Control of the heater output

The 12VDC 40W heater needs to be regulated.  The cheapest/simplest method I could find was to use a TIP120 NPN transistor.  They are really common and handle a fair amount of power.  I found a great blog/explanation here: How to switch higher current loads with a transistor and arduino.  I use the PWM output to switch the transistor using the built in Arduino PWM.  This seems to work well.  I put an LED between the Output pin and ground to give general visual indication of the output.  The load power is 12VDC.  I also paralleled a small case fan with the 40W heater.  I will most likely move this to another output and base the speed on temperature instead of heater current but I like seeing it spin up and then stop.

<Need photo of the heater here...>

As suggested in the comments, I have updated this project to use a MOSFET. I learned about using them here: High-Power Control: Arduino + N-Channel MOSFET.  I have found it allows more current flow and better heat control.  I used a BUZ91A (amazon item)

A control logarithm (Arduino PID)

The Arduino PID control library is mature and there are some great explanations/insights available.  I learned reading Improving the Beginner’s PID – Introduction.  I am still working on the tuning.  I also created a simple sketch based on the Arduino AutoTune library.  Another great post/tutorial  from the same author (much thanks Brett Beauregard) here that demonstrates his code.  I played with this for a while to get it to work.  You want to play with the step and start point so that the loop can move the output and see resultant changes.  That is how it learns (I think).  Again, I am still tuning/learning but my loop trains in on a temperature quickly enough and stabilizes very well.

Side Note:

Notice the PID goes to full scale (255 is max) in a few seconds of a change.  I think I like this response because I'm sure the plastic melting load will be significant.  I would say starting, stopping and speed changes is when the temperature will be an issue.

Communications of setpoint and status

I use the basic USB serial communications of the Arduino for the moment.  The unit constantly ouputs the current temp, current heater output level and current set point.  The arduino also listens for a single input value that it sets as the new set point when it receives. The near future plan is to add a Rasberry pi to the mill.  Hopefully it will control this set point using a Web API published through the Yun's web functionality.

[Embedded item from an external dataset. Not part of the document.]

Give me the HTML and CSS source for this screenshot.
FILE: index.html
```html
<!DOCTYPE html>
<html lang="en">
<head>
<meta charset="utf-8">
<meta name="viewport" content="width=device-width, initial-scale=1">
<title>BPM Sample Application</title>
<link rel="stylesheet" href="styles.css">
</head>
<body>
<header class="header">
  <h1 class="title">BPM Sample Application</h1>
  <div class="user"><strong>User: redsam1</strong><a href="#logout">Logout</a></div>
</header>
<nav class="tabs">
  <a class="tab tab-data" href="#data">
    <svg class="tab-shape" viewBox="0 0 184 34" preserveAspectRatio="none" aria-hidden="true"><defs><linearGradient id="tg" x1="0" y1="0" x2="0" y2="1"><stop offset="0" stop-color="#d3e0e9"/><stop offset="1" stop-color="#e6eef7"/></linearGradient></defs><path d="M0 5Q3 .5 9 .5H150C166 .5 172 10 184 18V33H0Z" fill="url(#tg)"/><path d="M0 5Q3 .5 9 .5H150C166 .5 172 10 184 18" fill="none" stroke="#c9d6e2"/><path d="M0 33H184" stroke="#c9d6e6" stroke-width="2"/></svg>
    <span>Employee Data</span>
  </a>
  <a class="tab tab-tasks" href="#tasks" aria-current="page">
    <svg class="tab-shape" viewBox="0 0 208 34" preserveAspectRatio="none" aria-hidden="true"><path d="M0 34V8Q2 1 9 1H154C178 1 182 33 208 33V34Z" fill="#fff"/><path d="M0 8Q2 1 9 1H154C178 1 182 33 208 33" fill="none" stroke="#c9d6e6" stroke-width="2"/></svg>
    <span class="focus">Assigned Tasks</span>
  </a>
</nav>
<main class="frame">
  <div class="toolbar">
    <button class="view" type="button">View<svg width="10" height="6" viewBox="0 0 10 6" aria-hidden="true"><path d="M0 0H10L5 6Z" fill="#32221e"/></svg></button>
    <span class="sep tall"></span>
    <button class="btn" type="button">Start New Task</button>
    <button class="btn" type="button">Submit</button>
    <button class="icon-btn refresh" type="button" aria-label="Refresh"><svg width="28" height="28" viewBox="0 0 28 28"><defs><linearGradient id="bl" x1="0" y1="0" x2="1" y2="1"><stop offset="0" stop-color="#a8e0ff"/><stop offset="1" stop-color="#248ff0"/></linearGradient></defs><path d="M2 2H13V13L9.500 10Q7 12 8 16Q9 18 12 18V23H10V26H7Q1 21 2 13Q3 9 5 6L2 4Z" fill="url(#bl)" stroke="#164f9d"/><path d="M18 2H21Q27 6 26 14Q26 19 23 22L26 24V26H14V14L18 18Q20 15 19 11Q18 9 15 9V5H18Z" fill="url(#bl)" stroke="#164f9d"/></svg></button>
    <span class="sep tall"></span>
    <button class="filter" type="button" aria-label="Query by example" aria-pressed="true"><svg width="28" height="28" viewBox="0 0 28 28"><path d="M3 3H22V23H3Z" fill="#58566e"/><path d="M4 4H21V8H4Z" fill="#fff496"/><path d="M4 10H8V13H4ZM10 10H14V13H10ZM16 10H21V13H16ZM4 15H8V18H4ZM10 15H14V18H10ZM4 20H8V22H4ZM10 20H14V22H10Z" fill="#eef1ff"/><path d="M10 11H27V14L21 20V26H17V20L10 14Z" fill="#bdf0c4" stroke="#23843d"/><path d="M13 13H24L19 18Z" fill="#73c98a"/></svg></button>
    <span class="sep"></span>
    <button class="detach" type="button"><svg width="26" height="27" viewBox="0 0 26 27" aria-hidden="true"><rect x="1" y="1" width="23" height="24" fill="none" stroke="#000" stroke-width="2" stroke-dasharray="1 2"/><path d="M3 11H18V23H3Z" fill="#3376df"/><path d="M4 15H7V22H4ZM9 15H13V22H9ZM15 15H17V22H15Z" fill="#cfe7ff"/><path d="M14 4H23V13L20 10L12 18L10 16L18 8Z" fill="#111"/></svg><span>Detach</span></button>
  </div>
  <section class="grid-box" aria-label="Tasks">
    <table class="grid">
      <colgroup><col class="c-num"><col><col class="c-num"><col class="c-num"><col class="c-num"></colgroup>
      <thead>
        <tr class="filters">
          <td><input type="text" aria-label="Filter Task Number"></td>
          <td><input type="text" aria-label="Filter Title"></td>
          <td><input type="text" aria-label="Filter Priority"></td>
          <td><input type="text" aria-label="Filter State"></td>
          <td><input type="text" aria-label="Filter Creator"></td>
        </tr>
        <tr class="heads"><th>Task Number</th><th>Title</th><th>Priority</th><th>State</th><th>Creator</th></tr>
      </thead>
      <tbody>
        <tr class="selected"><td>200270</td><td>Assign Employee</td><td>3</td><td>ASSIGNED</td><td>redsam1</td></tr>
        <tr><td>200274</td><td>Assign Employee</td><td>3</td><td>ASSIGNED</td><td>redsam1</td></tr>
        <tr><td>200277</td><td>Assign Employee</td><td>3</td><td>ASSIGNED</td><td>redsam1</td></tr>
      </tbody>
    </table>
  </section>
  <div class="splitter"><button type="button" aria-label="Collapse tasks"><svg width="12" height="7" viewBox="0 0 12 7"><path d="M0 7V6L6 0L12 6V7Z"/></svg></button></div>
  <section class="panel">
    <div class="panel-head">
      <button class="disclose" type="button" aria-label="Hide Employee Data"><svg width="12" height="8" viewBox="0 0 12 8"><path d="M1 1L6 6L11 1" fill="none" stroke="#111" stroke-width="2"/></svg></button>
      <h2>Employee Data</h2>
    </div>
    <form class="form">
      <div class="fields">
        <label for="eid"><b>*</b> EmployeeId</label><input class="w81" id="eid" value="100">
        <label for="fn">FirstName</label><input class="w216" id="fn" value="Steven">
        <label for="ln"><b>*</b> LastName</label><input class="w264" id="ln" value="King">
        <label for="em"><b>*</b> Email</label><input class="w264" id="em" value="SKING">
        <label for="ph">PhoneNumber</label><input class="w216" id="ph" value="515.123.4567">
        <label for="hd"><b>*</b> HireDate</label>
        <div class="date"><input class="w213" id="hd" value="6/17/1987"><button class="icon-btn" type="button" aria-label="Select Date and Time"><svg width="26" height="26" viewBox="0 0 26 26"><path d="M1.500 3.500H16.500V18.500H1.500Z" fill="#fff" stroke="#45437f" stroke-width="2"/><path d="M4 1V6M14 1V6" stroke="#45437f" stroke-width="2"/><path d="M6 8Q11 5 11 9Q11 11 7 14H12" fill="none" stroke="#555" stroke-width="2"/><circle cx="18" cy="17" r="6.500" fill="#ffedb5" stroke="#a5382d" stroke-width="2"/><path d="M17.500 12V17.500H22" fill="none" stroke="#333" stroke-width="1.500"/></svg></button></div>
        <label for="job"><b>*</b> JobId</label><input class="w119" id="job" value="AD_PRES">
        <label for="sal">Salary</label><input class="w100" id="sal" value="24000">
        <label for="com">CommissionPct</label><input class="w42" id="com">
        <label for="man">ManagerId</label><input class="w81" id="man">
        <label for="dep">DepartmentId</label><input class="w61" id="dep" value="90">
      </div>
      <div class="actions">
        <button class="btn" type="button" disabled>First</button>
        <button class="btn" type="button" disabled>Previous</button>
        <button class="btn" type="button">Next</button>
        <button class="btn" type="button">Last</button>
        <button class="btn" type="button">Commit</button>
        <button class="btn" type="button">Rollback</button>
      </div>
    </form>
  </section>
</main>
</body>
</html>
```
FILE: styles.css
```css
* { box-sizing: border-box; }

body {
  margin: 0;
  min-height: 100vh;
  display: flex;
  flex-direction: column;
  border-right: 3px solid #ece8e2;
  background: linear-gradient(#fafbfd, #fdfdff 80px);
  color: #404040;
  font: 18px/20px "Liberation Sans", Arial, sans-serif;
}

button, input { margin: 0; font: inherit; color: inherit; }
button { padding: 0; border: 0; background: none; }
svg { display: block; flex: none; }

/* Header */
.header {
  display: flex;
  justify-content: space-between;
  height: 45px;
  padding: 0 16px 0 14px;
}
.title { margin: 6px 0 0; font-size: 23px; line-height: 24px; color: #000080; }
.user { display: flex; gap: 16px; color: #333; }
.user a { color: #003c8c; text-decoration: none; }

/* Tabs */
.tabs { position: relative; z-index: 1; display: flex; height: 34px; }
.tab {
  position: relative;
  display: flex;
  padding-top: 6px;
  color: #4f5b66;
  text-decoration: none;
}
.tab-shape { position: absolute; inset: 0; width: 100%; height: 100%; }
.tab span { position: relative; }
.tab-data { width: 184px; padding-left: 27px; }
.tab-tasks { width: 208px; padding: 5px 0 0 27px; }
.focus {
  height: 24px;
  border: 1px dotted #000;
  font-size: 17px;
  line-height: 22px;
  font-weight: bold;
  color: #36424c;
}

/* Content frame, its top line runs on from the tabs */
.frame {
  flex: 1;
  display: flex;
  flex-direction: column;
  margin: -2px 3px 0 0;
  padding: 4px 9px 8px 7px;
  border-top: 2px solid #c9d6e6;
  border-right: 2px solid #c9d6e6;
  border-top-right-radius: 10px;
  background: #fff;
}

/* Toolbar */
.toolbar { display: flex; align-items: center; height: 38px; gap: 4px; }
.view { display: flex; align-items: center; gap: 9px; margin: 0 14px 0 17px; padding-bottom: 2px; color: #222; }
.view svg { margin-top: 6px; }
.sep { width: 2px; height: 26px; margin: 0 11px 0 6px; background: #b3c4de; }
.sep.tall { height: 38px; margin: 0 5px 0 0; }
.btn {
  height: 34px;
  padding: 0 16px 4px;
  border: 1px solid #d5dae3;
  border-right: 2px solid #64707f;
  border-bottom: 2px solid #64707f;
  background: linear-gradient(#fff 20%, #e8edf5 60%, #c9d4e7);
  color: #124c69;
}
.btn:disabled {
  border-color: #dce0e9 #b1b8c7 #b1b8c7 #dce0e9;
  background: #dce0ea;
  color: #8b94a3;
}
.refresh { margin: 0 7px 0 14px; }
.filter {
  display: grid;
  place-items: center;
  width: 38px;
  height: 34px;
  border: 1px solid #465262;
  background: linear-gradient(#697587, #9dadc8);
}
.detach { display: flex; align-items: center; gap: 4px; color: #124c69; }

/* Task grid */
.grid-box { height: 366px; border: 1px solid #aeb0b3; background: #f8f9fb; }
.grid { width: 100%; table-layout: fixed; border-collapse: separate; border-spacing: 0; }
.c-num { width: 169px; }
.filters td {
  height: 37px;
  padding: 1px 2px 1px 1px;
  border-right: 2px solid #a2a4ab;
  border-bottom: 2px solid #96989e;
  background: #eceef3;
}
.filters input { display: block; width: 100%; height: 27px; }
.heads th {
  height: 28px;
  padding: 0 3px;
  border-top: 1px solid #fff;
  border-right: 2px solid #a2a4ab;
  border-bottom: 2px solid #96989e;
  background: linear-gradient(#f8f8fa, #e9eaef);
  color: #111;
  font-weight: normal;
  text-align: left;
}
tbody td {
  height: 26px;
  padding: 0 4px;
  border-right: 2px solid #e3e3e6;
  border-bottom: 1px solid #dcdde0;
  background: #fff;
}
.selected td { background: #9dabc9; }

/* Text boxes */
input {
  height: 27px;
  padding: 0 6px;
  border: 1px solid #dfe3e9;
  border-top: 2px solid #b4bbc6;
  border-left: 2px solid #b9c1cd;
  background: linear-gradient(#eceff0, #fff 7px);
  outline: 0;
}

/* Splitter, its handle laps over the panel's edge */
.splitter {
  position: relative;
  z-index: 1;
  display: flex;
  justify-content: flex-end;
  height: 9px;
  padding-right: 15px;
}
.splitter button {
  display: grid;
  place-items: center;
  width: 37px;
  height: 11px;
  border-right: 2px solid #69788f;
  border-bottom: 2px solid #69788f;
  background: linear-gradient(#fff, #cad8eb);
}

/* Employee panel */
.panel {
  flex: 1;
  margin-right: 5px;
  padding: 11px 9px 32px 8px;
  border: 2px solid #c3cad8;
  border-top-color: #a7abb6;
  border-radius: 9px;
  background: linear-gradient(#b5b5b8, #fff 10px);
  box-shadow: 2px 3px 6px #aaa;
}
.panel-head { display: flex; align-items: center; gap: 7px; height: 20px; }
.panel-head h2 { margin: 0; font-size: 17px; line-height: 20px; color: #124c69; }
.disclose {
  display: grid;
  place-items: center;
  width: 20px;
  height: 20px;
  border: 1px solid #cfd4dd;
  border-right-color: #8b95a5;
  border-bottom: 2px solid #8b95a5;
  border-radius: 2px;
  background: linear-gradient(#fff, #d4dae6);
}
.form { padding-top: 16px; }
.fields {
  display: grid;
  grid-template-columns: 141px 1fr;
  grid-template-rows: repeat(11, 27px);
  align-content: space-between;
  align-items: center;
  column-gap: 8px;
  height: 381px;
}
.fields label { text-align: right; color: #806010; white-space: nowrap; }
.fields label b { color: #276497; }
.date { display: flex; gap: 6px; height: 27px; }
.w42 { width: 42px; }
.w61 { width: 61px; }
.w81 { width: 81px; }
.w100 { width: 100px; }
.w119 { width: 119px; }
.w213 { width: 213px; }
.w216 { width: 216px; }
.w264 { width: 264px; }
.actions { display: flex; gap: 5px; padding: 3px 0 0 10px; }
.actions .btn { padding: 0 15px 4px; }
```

Notice the PID goes to full scale (255 is max) in a few seconds.  I like this response because I'm sure the plastic melting load will be significant.  I would say starting, stopping and speed changes is when the temperature will be an issue.





Arduino Sketch

This should run on any Arduino.. Enjoy.  Let me know if does you any good and please share improvements.

#include <PID_v1.h>
// Analog output pin
#define outputPin 9
// thermistor analog pin
#define THERMISTORPIN A0
// how many samples to take and average
#define NUMSAMPLES 5
// how long between pid/sampling
#define SAMPLETIME 1000
//Define Variables we'll be connecting to
double Setpoint, currentTemp, Output;
//Specify the links and initial tuning parameters
PID myPID(&currentTemp, &Output, &Setpoint,15,.3,0, DIRECT);
void setup() {
  Serial.begin(9600);
  analogReference(EXTERNAL);
  pinMode(outputPin, OUTPUT);
  //initialize PID setpoint *C
  Setpoint = 110;
  //turn the PID on
  myPID.SetMode(AUTOMATIC);
  myPID.SetSampleTime(SAMPLETIME);
  //pid Autotuner
}
void loop() {
  if (Serial.available() > 0) {
    // get incoming byte:
    Setpoint = Serial.parseFloat();
  }
  uint8_t i;
  double average = 0;
  // take N samples in a row, with a slight delay
  for (i = 0; i < NUMSAMPLES; i++) {
    average += analogRead(THERMISTORPIN);
    delay(10);
  }
  average /= NUMSAMPLES;
  currentTemp=resistanceToC(inputToResistance(average));
  myPID.Compute();
  analogWrite(outputPin, Output);

  Serial.print("Set Point: ");
  Serial.print(Setpoint);
  Serial.println(" *C)");
  Serial.print("Temperature: ");
  Serial.print(currentTemp);
  Serial.println(" *C)");
  Serial.print("PID output ");
  Serial.println(Output);
  delay(SAMPLETIME);
}
double inputToResistance(double input) {
  // funtion to convert the input value to resistance
  // the value of the 'other' resistor
  double SERIESRESISTOR = 10000;
  input = 1023 / input - 1;
  return SERIESRESISTOR / input;
}
double resistanceToC(double resistance) {
  // funtion to convert resistance to c
  // temp/resistance for nominal
  double THERMISTORNOMINAL = 118000;
  double TEMPERATURENOMINAL = 25;
  // beta coefficent
  double BCOEFFICIENT = 3950;
  double steinhart;
  steinhart = resistance / THERMISTORNOMINAL;     // (R/Ro)
  steinhart = log(steinhart);                  // ln(R/Ro)
  steinhart /= BCOEFFICIENT;                   // 1/B * ln(R/Ro)
  steinhart += 1.0 / (TEMPERATURENOMINAL + 273.15); // + (1/To)
  steinhart = 1.0 / steinhart;                 // Invert
  steinhart -= 273.15;   // convert to C
  return steinhart;
}



Basic Diagram


I love EasyEDA.  I will probably order a custom board once I add a few more options to the prototype.  See the diagram in an editable link here: Mill Hot End Control







Looks like this is going to work well.  I may update the post as progress is made.  Thanks for all the great input from those mentioned above and elsewhere.